Edit: I think it's fair to say that the pagerank metrics has many of the properties I described (with the values reversed): sinks are high, sinks with larger watersheds are higher, nodes of origin are low, cycles tend to have "in-between" values, and the algorithm clearly supports weighted graphs. The part it does not care about is whether a node of origin has a large estuary or no estuary at all. Now I'm wondering whether I actually need 2 metrics: one page-rank, for watersheds, and a different one for estuaries. Like a weighted share of nodes visited by random walks initiated in the node of interest, or something like that. Or are there simpler metrics?

1How about the mean distance? – Emre – 2017-08-24T19:37:09.780

Mean distance to all other elements of the graph that can be reached from this point? It qualifies in some ways: is max for origin, is 0 for dead-end, is in between for acyclic in-between, may work for weighted graphs. However I'm not sure how to make it work for cycles (wouldn't it go to infinity?), and also it's unpleasantly asymmetrical: I can calculate mean distance FROM the point, or TO the point, but how to incorporate both? – ampanmdagaba – 2017-08-24T19:50:47.427

If I understand your network flow analogy, you could modify PageRank to sum the $L^p$ norm of the inbound links' PageRanks for $0 \leq p \lt 1$ (instead summing the PageRanks without the norm). This would prevent large PageRanked nodes from swamping the contribution of smaller ones. Then you would probably lose some of the nice computational properties but that's something you can think about separately. – Emre – 2017-08-26T17:33:56.400

2

Please clarify what you are looking for in the presence of cycles. I'd assume the cycles aren't standalone- any node in a cycle could also have inputs from further upstream, and could also send output further downstream. Even in the unweighted case, it seems to me that some nodes in a cycle can be more "upstream" than others. For instance, most of the nodes in the cycle might be downstream of a set of source nodes. One node in that cycle might be the only path out of the cycle to a sink.
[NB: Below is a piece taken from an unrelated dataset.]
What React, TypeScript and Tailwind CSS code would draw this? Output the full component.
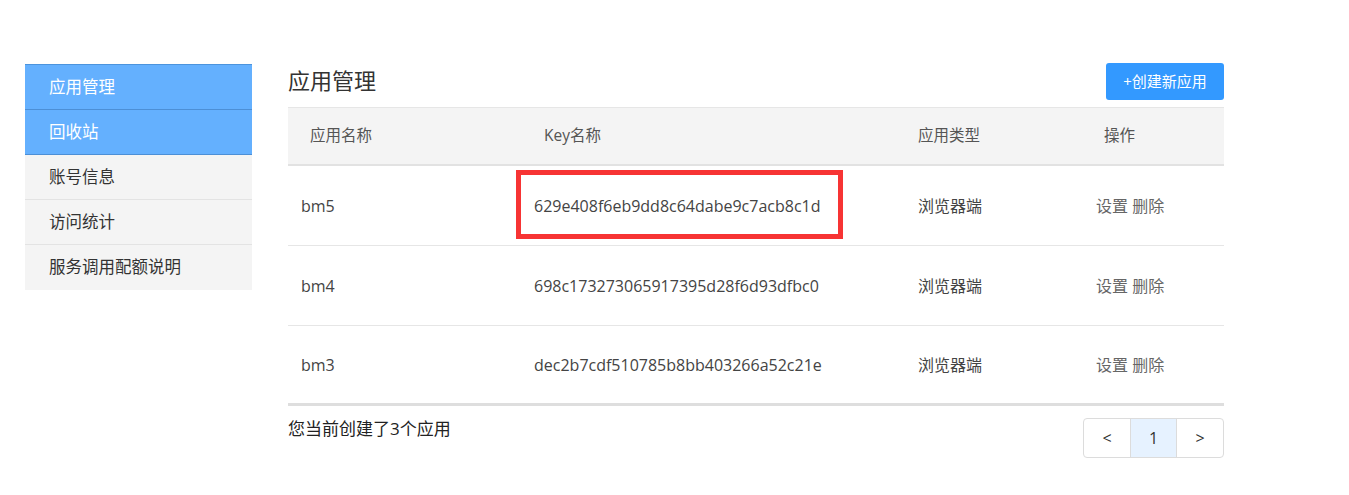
import React from "react";

const menu = [
  { label: "应用管理", active: true },
  { label: "回收站", active: true },
  { label: "账号信息", active: false },
  { label: "访问统计", active: false },
  { label: "服务调用配额说明", active: false },
];

const apps = [
  { name: "bm5", key: "629e408f6eb9dd8c64dabe9c7acb8c1d", type: "浏览器端", marked: true },
  { name: "bm4", key: "698c173273065917395d28f6d93dfbc0", type: "浏览器端", marked: false },
  { name: "bm3", key: "dec2b7cdf510785b8bb403266a52c21e", type: "浏览器端", marked: false },
];

export default function App() {
  return (
    <div
      className="w-[1349px] h-[495px] bg-white text-[#333] flex items-start pt-[64px]"
      style={{ fontFamily: '"Open Sans", "Noto Sans CJK SC", sans-serif' }}
    >
      {/* Sidebar */}
      <ul className="ml-[25px] w-[227px] shrink-0 border-t border-[#4c94dd]">
        {menu.map((m, i) => (
          <li
            key={m.label}
            className={`h-[45px] flex items-center pl-[24px] text-[16.5px] ${
              m.active
                ? "bg-[#64b0fe] text-white border-b border-[#4c8fd6]"
                : "bg-[#f4f4f4] text-[#333] border-b border-[#e3e3e3]"
            } ${i === menu.length - 1 ? "border-b-0" : ""}`}
          >
            {m.label}
          </li>
        ))}
      </ul>

      {/* Main */}
      <div className="ml-[36px] w-[936px] flex flex-col">
        <div className="flex justify-between items-start h-[43px]">
          <h2 className="text-[22px] leading-[32px] text-[#333]">应用管理</h2>
          <button className="h-[37px] w-[118px] -mt-[1px] rounded-[3px] bg-[#3399ff] text-white text-[15px]">
            +创建新应用
          </button>
        </div>

        {/* Table */}
        <div className="border-t border-[#e6e6e6]">
          <div className="h-[58px] bg-[#f4f4f4] border-b-2 border-[#e2e2e2] flex items-center text-[15.5px] text-[#555]">
            <div className="w-[256px] pl-[22px]">应用名称</div>
            <div className="w-[374px]">Key名称</div>
            <div className="w-[186px]">应用类型</div>
            <div>操作</div>
          </div>
          {apps.map((a, i) => (
            <div
              key={a.name}
              className={`relative h-[80px] flex items-center text-[16px] text-[#444] ${
                i === apps.length - 1 ? "border-b-[3px] border-[#dedede]" : "border-b border-[#e6e6e6]"
              }`}
            >
              <div className="w-[246px] pl-[13px]">{a.name}</div>
              <div className="relative w-[384px]">
                {a.key}
                {/* highlight box drawn over the key */}
                {a.marked && (
                  <div className="absolute -left-[18px] -top-[24px] w-[327px] h-[69px] border-[5px] border-[#f73434]" />
                )}
              </div>
              <div className="w-[178px]">{a.type}</div>
              <div className="text-[#666]">设置 删除</div>
            </div>
          ))}
        </div>

        {/* Footer */}
        <div className="flex justify-between items-start mt-[10px]">
          <p className="text-[17px] text-[#222] leading-[24px] mt-[1px]">您当前创建了3个应用</p>
          <div className="flex h-[40px] mt-[2px] border border-[#dcdcdc] rounded-[4px] overflow-hidden text-[16px] text-[#333]">
            <button className="w-[46px] flex items-center justify-center">&lt;</button>
            <button className="w-[47px] flex items-center justify-center bg-[#e6f2ff] border-x border-[#dcdcdc]">1</button>
            <button className="w-[46px] flex items-center justify-center">&gt;</button>
          </div>
        </div>
      </div>
    </div>
  );
}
Surely that node is more "downstream" than the others in the cycle?

Sorry the above isn't just a comment - I'm too new to have high enough reputation in this group for that.

So, to give an answer as well. Take the "flow network" analogy to an extreme. Imagine each source upstream of the target node puts out a water flow, with dye added at the first instant only. Treat the weights as time delays. For each node, calculate the first time the dye reaches a given node. Among all the sinks downstream of your target node, pick either the longest time or the mean time (or itself, if the node is a sink). The target node's position is then just its early arrival time divided by the sinks' mean or longest arrival time. Computationally, this earliest dye arrival time is done by some modification of breadth first traversal of the directed graph. Start at the sources with arrival times of 0, and then each node arrival time is just the minimum over all its predecessors. (As in any graph traversal, visited and completed nodes have to be remembered so cycles aren't followed more than once. This would also be called shortest distance from a set of nodes to a given set of nodes.

But note that cycles aren't given any particular special treatment. If you really want cycles to matter, you could assume that output flows are split equally, and do mixing calculations, so that the dye concentration would decay gradually over time. But that would seem ridiculously complex, and take time, for probably no benefit. But in either case, the nodes in cycles won't all have the same value - some will be more "upstream" than others.

If you really want all the nodes in a cycle to have the same value, you might need a separate pre-processing step to find the directed cycles, and aggregate each cycle into a single node (one for each cycle). That adds complexity, although it simplifies the shortest distance calculations since then the graph will be acyclic and a trivial breadth first traversal will work.

You probably don't really want to require a global analysis of a graph to get your feature value, although that's what you had to do in your initial analysis too. If this is something you would run on a regular basis, you could probably just do local updating when changes occur, with limited propagation of earliest arrival times, assuming you could tolerate some "error" in the somewhat arbitrarily-chosen metric anyway.

1

I believe what you are looking are graph centrality measures. The Betweenness centrality for each vertex reflects the ratio of shortest paths going through that vertex:

$g(v)=\sum _{{s\neq v\neq t}}{\frac {\sigma _{{st}}(v)}{\sigma _{{st}}}}$

where $\sigma_{st}$ is the total number of shortest paths from node $s$ to node $t$ and $\sigma_{st}(v)$ is the number of those paths that pass through $v$. Also check graph drawing algorithms. Some of them such as force based and spectral methods can give reasonable results for your purpose, but with no theoretical guaranties.